Anasazi Version of the Day
Public Member Functions
TSQR::Tsqr< LocalOrdinal, Scalar, NodeTsqrType, DistTsqrType > Class Template Reference

Parallel Tall Skinny QR (TSQR) factorization. More...

#include <Tsqr.hpp>

List of all members.

Public Member Functions

 Tsqr (const node_tsqr_ptr &nodeTsqr, const dist_tsqr_ptr &distTsqr)
size_t cache_block_size () const
 Cache block size in bytes.
bool QR_produces_R_factor_with_nonnegative_diagonal () const
FactorOutput factor (const LocalOrdinal nrows_local, const LocalOrdinal ncols, Scalar A_local[], const LocalOrdinal lda_local, Scalar R[], const LocalOrdinal ldr, const bool contiguousCacheBlocks=false)
 Compute QR factorization of the global dense matrix A.
void apply (const std::string &op, const LocalOrdinal nrows_local, const LocalOrdinal ncols_Q, const Scalar Q_local[], const LocalOrdinal ldq_local, const FactorOutput &factor_output, const LocalOrdinal ncols_C, Scalar C_local[], const LocalOrdinal ldc_local, const bool contiguousCacheBlocks=false)
 Apply Q factor to the global dense matrix C.
void explicit_Q (const LocalOrdinal nrows_local, const LocalOrdinal ncols_Q_in, const Scalar Q_local_in[], const LocalOrdinal ldq_local_in, const FactorOutput &factorOutput, const LocalOrdinal ncols_Q_out, Scalar Q_local_out[], const LocalOrdinal ldq_local_out, const bool contiguousCacheBlocks=false)
 Compute the explicit Q factor from factor()
void Q_times_B (const LocalOrdinal nrows, const LocalOrdinal ncols, Scalar Q[], const LocalOrdinal ldq, const Scalar B[], const LocalOrdinal ldb, const bool contiguousCacheBlocks=false) const
 Compute Q*B.
LocalOrdinal reveal_R_rank (const LocalOrdinal ncols, Scalar R[], const LocalOrdinal ldr, Scalar U[], const LocalOrdinal ldu, const magnitude_type tol) const
LocalOrdinal reveal_rank (const LocalOrdinal nrows, const LocalOrdinal ncols, Scalar Q[], const LocalOrdinal ldq, Scalar R[], const LocalOrdinal ldr, const magnitude_type tol, const bool contiguousCacheBlocks=false) const
 Rank-revealing decomposition.
void cache_block (const LocalOrdinal nrows_local, const LocalOrdinal ncols, Scalar A_local_out[], const Scalar A_local_in[], const LocalOrdinal lda_local_in) const
 Cache-block A_in into A_out.
void un_cache_block (const LocalOrdinal nrows_local, const LocalOrdinal ncols, Scalar A_local_out[], const LocalOrdinal lda_local_out, const Scalar A_local_in[]) const
 Un-cache-block A_in into A_out.

Detailed Description

template<class LocalOrdinal, class Scalar, class NodeTsqrType = SequentialTsqr< LocalOrdinal, Scalar >, class DistTsqrType = DistTsqr< LocalOrdinal, Scalar >>
class TSQR::Tsqr< LocalOrdinal, Scalar, NodeTsqrType, DistTsqrType >

Parallel Tall Skinny QR (TSQR) factorization.

Parallel Tall Skinny QR (TSQR) factorization of a matrix distributed in block rows across one or more MPI processes.

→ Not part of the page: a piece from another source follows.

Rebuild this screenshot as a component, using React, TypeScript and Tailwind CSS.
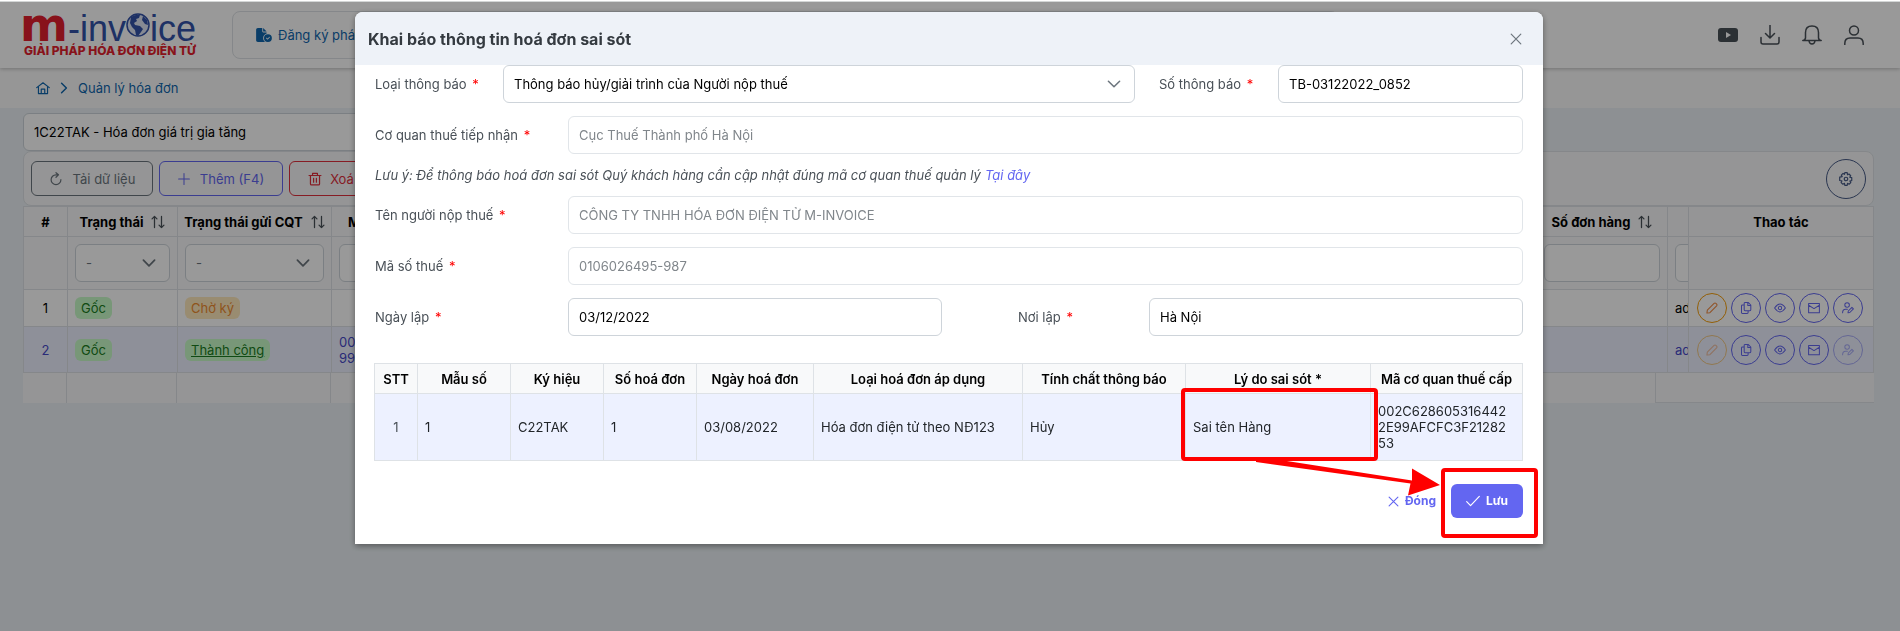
import React from "react";
import { FaFileCircleCheck } from "react-icons/fa6";

type IconName =
  | "home" | "right" | "down" | "refresh" | "plus" | "trash" | "sort" | "close" | "check"
  | "download" | "bell" | "user" | "cog" | "pencil" | "copy" | "eye" | "mail" | "useredit";

const ICONS: Record<IconName, React.ReactNode> = {
  home: <path d="M1 9.5 10 2.5l9 7M3.5 8v10h13V8M7.5 18v-6.5h5V18" />,
  right: <path d="m6 2 8 8-8 8" />,
  down: <path d="m2 6 8 8 8-8" />,
  refresh: <path d="M17 11a7 7 0 1 1-7-7h3M10 1l3.500 3L10 7.500" />,
  plus: <path d="M10 1v18M1 10h18" />,
  trash: <path d="M1.500 5h17M6.500 5V2h7v3M3.500 5v12q0 1.500 1.500 1.500h10q1.500 0 1.500-1.500V5M8 9v5.500M12 9v5.500" />,
  sort: <path d="M5 18V2M1.500 5.500 5 2l3.500 3.500M15 2v16M11.500 14.500 15 18l3.500-3.500" />,
  close: <path d="m2 2 16 16M18 2 2 18" />,
  check: <path d="m1 11 5.500 5.500L19 3.500" />,
  download: <path d="M10 0v12.500M5.500 8.500 10 13l4.500-4.500M1 12.500V17q0 2 2 2h14q2 0 2-2v-4.500" />,
  bell: <path d="M.800 15.500q2.200 0 2.700-2.500V7.500Q3.500 1 10 1t6.500 6.500V13q.500 2.500 2.700 2.500zM7 16q.500 3 3 3t3-3" />,
  user: (
    <>
      <circle cx="10" cy="5.500" r="4.500" />
      <path d="M.800 19.500v-1Q.800 13 6 13h8q5.200 0 5.200 5.500v1" />
    </>
  ),
  cog: (
    <>
      <path d="m8.300 1-.500 2.300-2-1.300L3.300 4.500l1.300 2L1 7.300v4.800l3.100.600-1.100 2.500 2.600 2.300 2.200-1.300.500 2.800h3.400l.500-2.800 2.200 1.300 2.400-2.400-1.300-2.200 2.700-.600V8l-2.800-.500 1.300-2.200-2.400-2.400-2.100 1.100L11.700 1z" />
      <circle cx="10" cy="10" r="2.500" />
    </>
  ),
  pencil: <path d="m1.500 18.500.700-5L13.500 2.300q1.500-1.300 3 0l1.200 1.200q1.300 1.500 0 3L6.500 17.800z" />,
  copy: <path d="M8 1h6l4 4v8q0 1.500-1.500 1.500H8.500Q7 14.500 7 13V2q0-1 1-1zM13 1v5h5M7 5H4Q2.500 5 2.500 6.500v11Q2.500 19 4 19h8q1.500 0 1.500-1.500v-3" />,
  eye: (
    <>
      <path d="M1 10q9-13 18 0-9 13-18 0z" />
      <circle cx="10" cy="10" r="2.800" />
    </>
  ),
  mail: <path d="M1 2.500h18v15.500H1zM1 5.500l9 5.500 9-5.500" />,
  useredit: (
    <>
      <circle cx="8.500" cy="5" r="3.800" />
      <path d="M1 18q0-6 5-6h3M10 18l.500-3 6-6 2.500 2.500-6 6z" />
    </>
  ),
};

function Icon({ name, className, weight = 1.7 }: { name: IconName; className: string; weight?: number }) {
  return (
    <svg viewBox="0 0 20 20" className={`shrink-0 ${className}`} fill="none" stroke="currentColor" strokeWidth={weight} strokeLinecap="round" strokeLinejoin="round" aria-hidden="true">
      {ICONS[name]}
    </svg>
  );
}

function Logo() {
  return (
    <a href="#" aria-label="m-invoice" className="block w-[176px] shrink-0">
      <span className="flex h-7 items-baseline font-['Liberation_Sans'] text-[36px] leading-7 text-[#3252a8]">
        <span className="-ml-1 font-['DejaVu_Sans'] text-[46px] font-bold text-[#e31e2d]">m</span>
        <span>-inv</span>
        <svg viewBox="0 0 24 24" className="h-6 w-6 shrink-0 self-center" aria-hidden="true">
          <circle cx="12" cy="12" r="11" fill="#dfe6f5" stroke="#3252a8" strokeWidth="1.500" />
          <path d="M5 4q5-3 9-2l-1 3-3 1 1 2-3 2 1 2 5 1 3 3-2 3-3 4-2-1-1-5-3-3-2-4zM17 3l4 4 1 5-3-1-3-4z" fill="#3252a8" />
        </svg>
        <span>ice</span>
      </span>
      <span className="mt-1 block whitespace-nowrap font-['Inter'] text-xs font-extrabold leading-4 text-[#e31e2d]">GIẢI PHÁP HÓA ĐƠN ĐIỆN TỬ</span>
    </a>
  );
}

function TopBar() {
  return (
    <header className="relative flex h-[66px] items-center bg-white pl-6 pr-9 shadow-[0_1px_4px_rgba(0,0,0,0.25)]">
      <Logo />
      <nav className="ml-8 mr-auto flex h-12 w-[1107px] items-center rounded-lg border border-[#dee2e6] bg-[#fdfdfd] px-[23px]">
        <a href="#" className="flex items-center gap-1.5 text-[#0f66ad]">
          <FaFileCircleCheck className="h-3.5 w-4" />
          Đăng ký phát hành
        </a>
      </nav>
      <div className="flex items-center gap-[22px] text-[#495057]">
        <button aria-label="Video">
          <svg viewBox="0 0 20 14" className="h-3.5 w-5" aria-hidden="true">
            <rect width="20" height="14" rx="3" fill="currentColor" />
            <path d="m8 4 5 3-5 3z" fill="#fff" />
          </svg>
        </button>
        <button aria-label="Tải xuống"><Icon name="download" className="h-5 w-5" weight={1.5} /></button>
        <button aria-label="Thông báo"><Icon name="bell" className="h-5 w-5" weight={1.5} /></button>
        <button aria-label="Tài khoản"><Icon name="user" className="h-5 w-5" weight={1.5} /></button>
      </div>
    </header>
  );
}

const cell = "border border-[#dee2e6]";

function Sortable({ children }: { children: React.ReactNode }) {
  return (
    <span className="flex items-center justify-center gap-2 whitespace-nowrap">
      {children}
      <Icon name="sort" className="h-3.5 w-3.5 text-[#495057]" weight={1.8} />
    </span>
  );
}

function FilterSelect({ label }: { label: string }) {
  return (
    <div className="relative">
      <select aria-label={label} className="h-[38px] w-full appearance-none rounded-md border border-[#ced4da] bg-white px-2.5 text-[#6c757d]">
        <option>-</option>
      </select>
      <Icon name="down" className="pointer-events-none absolute right-3.5 top-3 h-3.5 w-3.5 text-[#6c757d]" weight={2.5} />
    </div>
  );
}

function FilterInput({ label }: { label: string }) {
  return <input aria-label={label} className="h-[38px] w-full rounded-md border border-[#ced4da] bg-white px-2.5" />;
}

function Tag({ tone, children }: { tone: "green" | "orange"; children: React.ReactNode }) {
  const tones = { green: "bg-[#c8fcc8] text-[#1b7d22]", orange: "bg-[#ffe9bd] text-[#ee8b2f]" };
  return <span className={`inline-block rounded-md px-1.5 py-px leading-5 ${tones[tone]}`}>{children}</span>;
}

const ACTIONS: { icon: IconName; label: string }[] = [
  { icon: "pencil", label: "Sửa" },
  { icon: "copy", label: "Sao chép" },
  { icon: "eye", label: "Xem" },
  { icon: "mail", label: "Gửi thư" },
  { icon: "useredit", label: "Ký" },
];

function RowActions({ faded }: { faded?: boolean }) {
  return (
    <div className="flex gap-1">
      {ACTIONS.map(({ icon, label }) => {
        const color = icon === "pencil" ? "border-[#f59e0b] text-[#f0883e]" : "border-[#6366f1] text-[#6366f1]";
        const dim = faded && (icon === "pencil" || icon === "useredit") ? "opacity-50" : "";
        return (
          <button key={icon} aria-label={label} className={`flex h-[30px] w-[30px] items-center justify-center rounded-full border ${color} ${dim}`}>
            <Icon name={icon} className="h-3 w-3" />
          </button>
        );
      })}
    </div>
  );
}

function InvoiceTable() {
  return (
    <div>
      <table className="w-full table-fixed border-collapse bg-[#f8f9fa]">
        <colgroup>
          <col className="w-11" />
          <col className="w-[110px]" />
          <col className="w-[154px]" />
          <col />
          <col className="w-[131px]" />
          <col className="w-[21px]" />
          <col className="w-[185px]" />
        </colgroup>
        <thead>
          <tr className="h-[30px] font-semibold text-black">
            <th className={cell}>#</th>
            <th className={cell}><Sortable>Trạng thái</Sortable></th>
            <th className={cell}><Sortable>Trạng thái gửi CQT</Sortable></th>
            <th className={`${cell} pl-4 text-left`}>Mã CQT cấp</th>
            <th className={cell}><Sortable>Số đơn hàng</Sortable></th>
            <th className={cell} />
            <th className={cell}>Thao tác</th>
          </tr>
          <tr className="h-[53px]">
            <td className={cell} />
            <td className={`${cell} px-[7px]`}><FilterSelect label="Lọc trạng thái" /></td>
            <td className={`${cell} px-[7px]`}><FilterSelect label="Lọc trạng thái gửi CQT" /></td>
            <td className={`${cell} px-[7px]`}><FilterInput label="Lọc mã CQT cấp" /></td>
            <td className={`${cell} px-[7px]`}><FilterInput label="Lọc số đơn hàng" /></td>
            <td className={`${cell} overflow-hidden pl-[7px]`}><div className="w-24"><FilterInput label="Lọc người tạo" /></div></td>
            <td className={cell} />
          </tr>
        </thead>
        <tbody>
          <tr className="h-[37px] bg-white text-black">
            <td className={`${cell} text-center`}>1</td>
            <td className={`${cell} px-[7px]`}><Tag tone="green">Gốc</Tag></td>
            <td className={`${cell} px-[7px]`}><Tag tone="orange">Chờ ký</Tag></td>
            <td className={cell} />
            <td className={cell} />
            <td className={`${cell} overflow-hidden pl-[7px]`}>admin</td>
            <td className={`${cell} pl-2`}><RowActions /></td>
          </tr>
          <tr className="h-[46px] bg-[#edf1ff] text-[#4648c9]">
            <td className={`${cell} text-center`}>2</td>
            <td className={`${cell} px-[7px]`}><Tag tone="green">Gốc</Tag></td>
            <td className={`${cell} px-[7px]`}><Tag tone="green"><a href="#" className="underline">Thành công</a></Tag></td>
            <td className={`${cell} px-[7px] leading-4`}>002C6286053164422E<br />99AFCFC3F2128253</td>
            <td className={cell} />
            <td className={`${cell} overflow-hidden pl-[7px]`}>admin</td>
            <td className={`${cell} pl-2`}><RowActions faded /></td>
          </tr>
        </tbody>
      </table>
      <div className="flex h-[30px] bg-[#f8f9fa]">
        <div className="w-11 border-r border-[#dee2e6]" />
        <div className="w-[110px] border-r border-[#dee2e6]" />
        <div className="w-[154px] border-r border-[#dee2e6]" />
        <div className="flex-1" />
        <div className="w-[219px] border-b border-l border-[#dee2e6]" />
      </div>
    </div>
  );
}

function InvoicePage() {
  return (
    <>
      <nav className="flex h-10 items-center gap-2 bg-[#fbfbfb] pl-9 text-[#0f66ad]" aria-label="Breadcrumb">
        <a href="#" aria-label="Trang chủ"><Icon name="home" className="h-3.5 w-3.5" /></a>
        <Icon name="right" className="h-3 w-3" weight={2.5} />
        <a href="#">Quản lý hóa đơn</a>
      </nav>
      <main className="pl-[23px] pr-[26px] pt-[5px]">
        <select aria-label="Ký hiệu hóa đơn" className="block h-[38px] w-1/2 appearance-none rounded-md border border-[#ced4da] bg-white px-2.5 text-black">
          <option>1C22TAK - Hóa đơn giá trị gia tăng</option>
        </select>
        <div className="flex h-[55px] items-center gap-1.5 rounded-lg border border-[#dee2e6] bg-[#f8f9fa] px-[7px]">
          <button className="flex h-[35px] w-[122px] items-center justify-center gap-2.5 rounded-md border border-[#6c757d] text-[#6c757d]">
            <Icon name="refresh" className="h-3.5 w-3.5" />Tải dữ liệu
          </button>
          <button className="flex h-[35px] w-[124px] items-center justify-center gap-2.5 rounded-md border border-[#6366f1] text-[#6366f1]">
            <Icon name="plus" className="h-3 w-3" />Thêm (F4)
          </button>
          <button className="flex h-[35px] w-[84px] items-center justify-center gap-2 rounded-md border border-[#e02f3c] text-[#e02f3c]">
            <Icon name="trash" className="h-3.5 w-3.5" />Xoá
          </button>
          <button aria-label="Cài đặt" className="ml-auto flex h-10 w-10 items-center justify-center rounded-full border border-[#475a86] text-[#475a86]">
            <Icon name="cog" className="h-3.5 w-3.5" />
          </button>
        </div>
        <InvoiceTable />
      </main>
    </>
  );
}

const field = "h-[38px] w-full min-w-0 rounded-md border px-2.5";
const active = "border-[#ced4da] bg-white text-black";
const locked = "border-[#e1e5e9] bg-white text-[#80868b]";

function Label({ htmlFor, children, className = "" }: { htmlFor: string; children: string; className?: string }) {
  return (
    <label htmlFor={htmlFor} className={`shrink-0 whitespace-nowrap text-[#495057] ${className}`}>
      {children} <span className="ml-0.5 text-[#ff0000]">*</span>
    </label>
  );
}

const COLUMNS = [
  { title: "STT", value: "1", width: "w-[43px]" },
  { title: "Mẫu số", value: "1", width: "w-[93px]" },
  { title: "Ký hiệu", value: "C22TAK", width: "w-[93px]" },
  { title: "Số hoá đơn", value: "1", width: "w-[93px]" },
  { title: "Ngày hoá đơn", value: "03/08/2022", width: "w-[117px]" },
  { title: "Loại hoá đơn áp dụng", value: "Hóa đơn điện tử theo NĐ123", width: "w-[209px]" },
  { title: "Tính chất thông báo", value: "Hủy", width: "w-[163px]" },
  { title: "Lý do sai sót *", value: "Sai tên Hàng", width: "w-[185px]" },
  { title: "Mã cơ quan thuế cấp", value: "002C6286053164422E99AFCFC3F2128253", width: "" },
];

function ErrorTable() {
  return (
    <div className="-ml-px mt-[27px]">
      <table className="w-full table-fixed border-collapse">
        <colgroup>
          {COLUMNS.map((c) => <col key={c.title} className={c.width} />)}
        </colgroup>
        <thead>
          <tr className="h-[30px] bg-[#f8f9fa] text-black">
            {COLUMNS.map((c) => <th key={c.title} className={`${cell} whitespace-nowrap font-semibold`}>{c.title}</th>)}
          </tr>
        </thead>
        <tbody>
          <tr className="h-[67px] bg-[#edf1ff] text-[#212529]">
            {COLUMNS.map((c, i) => (
              <td key={c.title} className={`${cell} break-all pl-[7px] leading-4 ${i === 0 ? "pr-[7px] text-center text-[#495057]" : "pr-3"}`}>{c.value}</td>
            ))}
          </tr>
        </tbody>
      </table>
    </div>
  );
}

function Dialog() {
  return (
    <div role="dialog" aria-labelledby="dialog-title" className="relative w-full max-w-[1188px] rounded-t-lg bg-white shadow-[0_2px_6px_rgba(0,0,0,0.4)]">
      <div className="flex h-[53px] items-center justify-between rounded-t-lg bg-[#eef2f8] pl-[13px] pr-[21px]">
        <h2 id="dialog-title" className="text-base font-bold text-[#343a40]">Khai báo thông tin hoá đơn sai sót</h2>
        <button aria-label="Đóng cửa sổ" className="text-[#6c757d]"><Icon name="close" className="h-3 w-3" weight={2} /></button>
      </div>
      <form className="px-5 pb-[26px]" onSubmit={(e) => e.preventDefault()}>
        <div className="flex items-center">
          <Label htmlFor="kind" className="w-32">Loại thông báo</Label>
          <div className="relative flex-1">
            <select id="kind" className={`${field} ${active} appearance-none`}>
              <option>Thông báo hủy/giải trình của Người nộp thuế</option>
            </select>
            <Icon name="down" className="pointer-events-none absolute right-3.5 top-3 h-3.5 w-3.5 text-[#6c757d]" weight={2.2} />
          </div>
          <Label htmlFor="number" className="ml-6 w-[119px]">Số thông báo</Label>
          <div className="w-[245px]"><input id="number" defaultValue="TB-03122022_0852" className={`${field} ${active}`} /></div>
        </div>
        <div className="mt-[13px] flex items-center">
          <Label htmlFor="office" className="w-[193px]">Cơ quan thuế tiếp nhận</Label>
          <input id="office" readOnly value="Cục Thuế Thành phố Hà Nội" className={`${field} ${locked}`} />
        </div>
        <p className="flex h-[42px] items-center gap-1 italic text-[#495057]">
          Lưu ý: Để thông báo hoá đơn sai sót Quý khách hàng cần cập nhật đúng mã cơ quan thuế quản lý
          <a href="#" className="text-[#6366f1]">Tại đây</a>
        </p>
        <div className="flex items-center">
          <Label htmlFor="payer" className="w-[193px]">Tên người nộp thuế</Label>
          <input id="payer" readOnly value="CÔNG TY TNHH HÓA ĐƠN ĐIỆN TỬ M-INVOICE" className={`${field} ${locked}`} />
        </div>
        <div className="mt-[13px] flex items-center">
          <Label htmlFor="taxcode" className="w-[193px]">Mã số thuế</Label>
          <input id="taxcode" readOnly value="0106026495-987" className={`${field} ${locked}`} />
        </div>
        <div className="mt-[13px] flex items-center">
          <Label htmlFor="date" className="w-[193px]">Ngày lập</Label>
          <input id="date" defaultValue="03/12/2022" className={`${field} ${active} flex-1`} />
          <Label htmlFor="place" className="ml-[76px] w-[131px]">Nơi lập</Label>
          <input id="place" defaultValue="Hà Nội" className={`${field} ${active} flex-1`} />
        </div>
        <ErrorTable />
        <div className="mt-[23px] flex items-center justify-end gap-[15px] text-xs font-bold">
          <button type="button" className="flex items-center gap-1.5 text-[#6366f1]"><Icon name="close" className="h-[11px] w-[11px]" weight={2} />Đóng</button>
          <button type="submit" className="flex h-[34px] w-[72px] items-center justify-center gap-1.5 rounded-md bg-[#6366f1] text-white"><Icon name="check" className="h-3.5 w-3.5" />Lưu</button>
        </div>
      </form>
      <div className="pointer-events-none absolute right-[165px] top-[376px] h-[73px] w-[197px] rounded-sm border-4 border-[#ff0000]" />
      <div className="pointer-events-none absolute right-[5px] top-[456px] h-[70px] w-[97px] rounded-sm border-4 border-[#ff0000]" />
      <svg viewBox="0 0 184 40" className="pointer-events-none absolute right-[103px] top-[446px] h-10 w-[184px]" fill="#ff0000" aria-hidden="true">
        <path d="M0 1 18 1 156 22.500 156 10.500 184 27 152 37.500 154.500 25.500 0 4z" />
      </svg>
    </div>
  );
}

export default function App() {
  return (
    <div className="min-h-screen bg-[#ebf1f5] pt-0.5 font-['Inter',sans-serif] text-[13px] leading-5 text-[#495057]">
      <TopBar />
      <InvoicePage />
      <div className="fixed inset-x-0 top-0 h-0.5 border-b border-[#d3d6d6] bg-white" />
      <div className="fixed inset-x-0 bottom-0 top-0.5 flex items-start justify-center bg-black/40 pr-0.5 pt-2.5">
        <Dialog />
      </div>
    </div>
  );
}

The parallel critical path length for TSQR is independent of the number of columns in the matrix, unlike ScaLAPACK's comparable QR factorization (P_GEQR2), Modified Gram-Schmidt, or Classical Gram-Schmidt.

LocalOrdinal: index type that can address all elements of a matrix (when treated as a 1-D array, so for A[i + LDA*j], the number i + LDA*j must fit in a LocalOrdinal).

Scalar: the type of the matrix entries.

NodeTsqrType: the intranode (single-node) part of Tsqr. Defaults to sequential cache-blocked TSQR. Any class implementing the same compile-time interface is valid. We provide NodeTsqr.hpp as an archetype of the "NodeTsqrType" concept, but it is not necessary that NodeTsqrType derive from that abstract base class.

DistTsqrType: the internode (across nodes) part of Tsqr. Any class implementing the same compile-time interface as the default template parameter class is valid.

Note:
TSQR only needs to know about the local ordinal type (used to index matrix entries on a single node), not about the global ordinal type (used to index matrix entries globally, i.e., over all nodes).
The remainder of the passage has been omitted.